Integrals-U substitution for trig integrand

[jaredld]

The instructions are to evaluate the integral using any technique. Here is what I got.\(\displaystyle $\int {\sec ^2 t\,\tan t\;dt;\left[ \begin{array}{l}
u = \tan t \\
du = \sec ^2 dt \\
\end{array} \right]} \to - \ln |\cos u|\,du + C$\)

But this is the answer in the book. How do you get from what I have up top to the back of the book?
\(\displaystyle $\int {\ln |\sec u| + C \to \int {\ln |\sec (\tan t)| + C} } $\)

 

[soroban]

Hello, jaredld!

Didn't you see that you formatting didn't work?

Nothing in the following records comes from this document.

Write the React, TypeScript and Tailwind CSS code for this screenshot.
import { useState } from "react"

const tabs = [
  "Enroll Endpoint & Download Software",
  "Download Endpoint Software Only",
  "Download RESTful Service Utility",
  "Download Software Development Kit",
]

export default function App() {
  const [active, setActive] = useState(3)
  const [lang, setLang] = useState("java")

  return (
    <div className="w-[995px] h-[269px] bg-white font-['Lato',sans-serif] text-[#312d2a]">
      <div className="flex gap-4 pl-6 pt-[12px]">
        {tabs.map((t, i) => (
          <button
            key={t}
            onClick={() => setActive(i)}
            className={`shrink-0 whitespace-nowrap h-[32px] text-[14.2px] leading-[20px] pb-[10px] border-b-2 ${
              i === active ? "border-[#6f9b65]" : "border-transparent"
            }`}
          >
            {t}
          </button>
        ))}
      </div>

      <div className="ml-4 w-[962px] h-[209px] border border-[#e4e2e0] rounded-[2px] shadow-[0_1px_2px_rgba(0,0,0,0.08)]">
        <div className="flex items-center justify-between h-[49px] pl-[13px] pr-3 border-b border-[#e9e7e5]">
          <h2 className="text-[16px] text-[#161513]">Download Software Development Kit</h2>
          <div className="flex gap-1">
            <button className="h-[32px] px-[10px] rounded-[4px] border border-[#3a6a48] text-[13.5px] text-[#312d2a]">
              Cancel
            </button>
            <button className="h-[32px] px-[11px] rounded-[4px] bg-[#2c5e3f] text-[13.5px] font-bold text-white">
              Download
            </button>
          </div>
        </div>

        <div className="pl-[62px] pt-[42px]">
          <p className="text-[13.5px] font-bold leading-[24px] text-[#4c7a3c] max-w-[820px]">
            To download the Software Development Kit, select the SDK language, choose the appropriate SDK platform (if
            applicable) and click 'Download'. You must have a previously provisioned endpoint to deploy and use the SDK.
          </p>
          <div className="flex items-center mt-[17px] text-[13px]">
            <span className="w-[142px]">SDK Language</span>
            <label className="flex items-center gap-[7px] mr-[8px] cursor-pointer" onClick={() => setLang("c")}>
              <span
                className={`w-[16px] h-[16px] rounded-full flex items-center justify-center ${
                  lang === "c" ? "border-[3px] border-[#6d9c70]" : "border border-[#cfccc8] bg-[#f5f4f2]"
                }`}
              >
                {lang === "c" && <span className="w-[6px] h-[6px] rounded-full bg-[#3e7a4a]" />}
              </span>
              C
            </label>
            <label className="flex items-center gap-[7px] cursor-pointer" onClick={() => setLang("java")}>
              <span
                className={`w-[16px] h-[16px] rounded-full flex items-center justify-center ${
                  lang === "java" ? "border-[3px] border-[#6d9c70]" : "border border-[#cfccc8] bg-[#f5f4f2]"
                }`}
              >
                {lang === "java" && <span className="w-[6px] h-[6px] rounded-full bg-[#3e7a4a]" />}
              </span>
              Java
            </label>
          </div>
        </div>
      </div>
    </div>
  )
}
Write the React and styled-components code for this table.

How do you get from \(\displaystyle \,-\ln|\cos(\tan\,t)|\.\) to \(\displaystyle \.\ln|\sec(\tan\,t)|\) ?

Recall the properties of logarithms . . .

\(\displaystyle \,-\ln|\cos\theta|\;=\;\ln|\cos\theta|^{-1} \;=\;\ln\left|\frac{1}{|cos\theta}\right| \;= \;\ln|\sec\theta|\)

 

[jaredld]

thanks for the help. I should have seen it, but I didn't. Thanks for the reminder.

Yep I saw that it didn't work. I was in the process of correcting it. I didn't know enough about latex to know whether it would magically change the way it is posted once I submitted it.